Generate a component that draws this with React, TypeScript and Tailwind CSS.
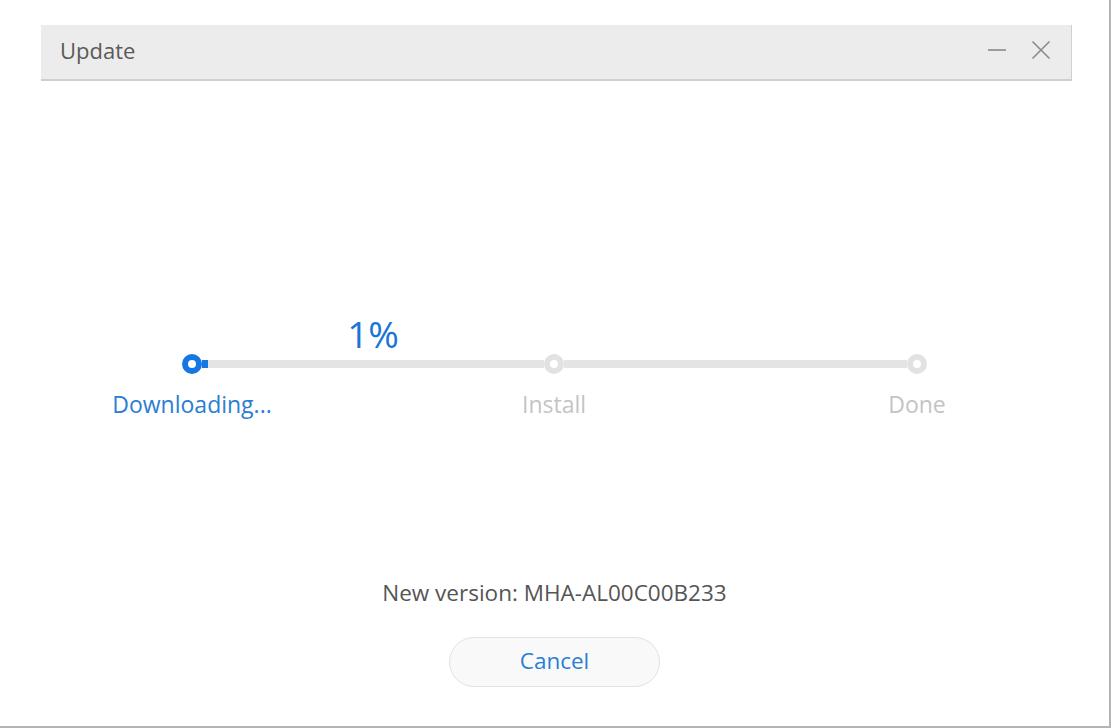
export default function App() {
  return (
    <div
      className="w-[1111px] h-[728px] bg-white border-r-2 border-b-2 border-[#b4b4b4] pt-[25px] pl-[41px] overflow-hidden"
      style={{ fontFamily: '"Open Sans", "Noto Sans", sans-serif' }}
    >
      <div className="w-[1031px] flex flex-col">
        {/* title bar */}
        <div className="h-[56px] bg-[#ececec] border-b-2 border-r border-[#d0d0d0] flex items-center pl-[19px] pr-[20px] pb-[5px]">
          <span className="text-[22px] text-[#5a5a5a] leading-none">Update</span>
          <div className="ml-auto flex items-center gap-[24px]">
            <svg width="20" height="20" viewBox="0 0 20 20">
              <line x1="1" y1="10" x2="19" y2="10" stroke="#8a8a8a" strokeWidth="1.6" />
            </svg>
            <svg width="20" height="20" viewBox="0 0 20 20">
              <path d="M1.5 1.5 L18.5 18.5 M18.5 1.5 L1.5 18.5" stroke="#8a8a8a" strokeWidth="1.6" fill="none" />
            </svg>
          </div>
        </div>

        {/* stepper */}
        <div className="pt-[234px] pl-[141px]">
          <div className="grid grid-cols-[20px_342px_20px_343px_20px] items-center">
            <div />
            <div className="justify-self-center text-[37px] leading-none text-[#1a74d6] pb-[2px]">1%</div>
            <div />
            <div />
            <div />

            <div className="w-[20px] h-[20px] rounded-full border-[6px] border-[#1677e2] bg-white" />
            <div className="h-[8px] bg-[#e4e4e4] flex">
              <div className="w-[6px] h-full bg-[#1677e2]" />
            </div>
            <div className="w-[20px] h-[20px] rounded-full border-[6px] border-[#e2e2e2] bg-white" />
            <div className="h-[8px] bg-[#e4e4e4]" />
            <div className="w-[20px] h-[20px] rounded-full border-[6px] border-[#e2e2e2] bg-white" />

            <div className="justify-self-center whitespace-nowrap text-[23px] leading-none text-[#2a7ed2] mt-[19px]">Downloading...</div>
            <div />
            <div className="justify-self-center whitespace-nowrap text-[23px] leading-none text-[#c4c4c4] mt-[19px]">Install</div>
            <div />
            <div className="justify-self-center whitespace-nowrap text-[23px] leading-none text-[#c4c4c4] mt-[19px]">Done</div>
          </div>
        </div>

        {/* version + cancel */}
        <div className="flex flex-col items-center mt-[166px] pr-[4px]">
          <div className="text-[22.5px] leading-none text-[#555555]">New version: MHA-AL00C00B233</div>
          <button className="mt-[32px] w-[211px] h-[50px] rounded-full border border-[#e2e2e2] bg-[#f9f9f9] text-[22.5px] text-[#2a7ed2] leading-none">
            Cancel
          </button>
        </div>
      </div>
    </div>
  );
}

--- WORK TO COMPLETE ---
The listing above needs to be output again exactly. Don't include the pictures.

--- ANSWER FOR THE TASK ---
Generate a component that draws this with React, TypeScript and Tailwind CSS.
export default function App() {
  return (
    <div
      className="w-[1111px] h-[728px] bg-white border-r-2 border-b-2 border-[#b4b4b4] pt-[25px] pl-[41px] overflow-hidden"
      style={{ fontFamily: '"Open Sans", "Noto Sans", sans-serif' }}
    >
      <div className="w-[1031px] flex flex-col">
        {/* title bar */}
        <div className="h-[56px] bg-[#ececec] border-b-2 border-r border-[#d0d0d0] flex items-center pl-[19px] pr-[20px] pb-[5px]">
          <span className="text-[22px] text-[#5a5a5a] leading-none">Update</span>
          <div className="ml-auto flex items-center gap-[24px]">
            <svg width="20" height="20" viewBox="0 0 20 20">
              <line x1="1" y1="10" x2="19" y2="10" stroke="#8a8a8a" strokeWidth="1.6" />
            </svg>
            <svg width="20" height="20" viewBox="0 0 20 20">
              <path d="M1.5 1.5 L18.5 18.5 M18.5 1.5 L1.5 18.5" stroke="#8a8a8a" strokeWidth="1.6" fill="none" />
            </svg>
          </div>
        </div>

        {/* stepper */}
        <div className="pt-[234px] pl-[141px]">
          <div className="grid grid-cols-[20px_342px_20px_343px_20px] items-center">
            <div />
            <div className="justify-self-center text-[37px] leading-none text-[#1a74d6] pb-[2px]">1%</div>
            <div />
            <div />
            <div />

            <div className="w-[20px] h-[20px] rounded-full border-[6px] border-[#1677e2] bg-white" />
            <div className="h-[8px] bg-[#e4e4e4] flex">
              <div className="w-[6px] h-full bg-[#1677e2]" />
            </div>
            <div className="w-[20px] h-[20px] rounded-full border-[6px] border-[#e2e2e2] bg-white" />
            <div className="h-[8px] bg-[#e4e4e4]" />
            <div className="w-[20px] h-[20px] rounded-full border-[6px] border-[#e2e2e2] bg-white" />

            <div className="justify-self-center whitespace-nowrap text-[23px] leading-none text-[#2a7ed2] mt-[19px]">Downloading...</div>
            <div />
            <div className="justify-self-center whitespace-nowrap text-[23px] leading-none text-[#c4c4c4] mt-[19px]">Install</div>
            <div />
            <div className="justify-self-center whitespace-nowrap text-[23px] leading-none text-[#c4c4c4] mt-[19px]">Done</div>
          </div>
        </div>

        {/* version + cancel */}
        <div className="flex flex-col items-center mt-[166px] pr-[4px]">
          <div className="text-[22.5px] leading-none text-[#555555]">New version: MHA-AL00C00B233</div>
          <button className="mt-[32px] w-[211px] h-[50px] rounded-full border border-[#e2e2e2] bg-[#f9f9f9] text-[22.5px] text-[#2a7ed2] leading-none">
            Cancel
          </button>
        </div>
      </div>
    </div>
  );
}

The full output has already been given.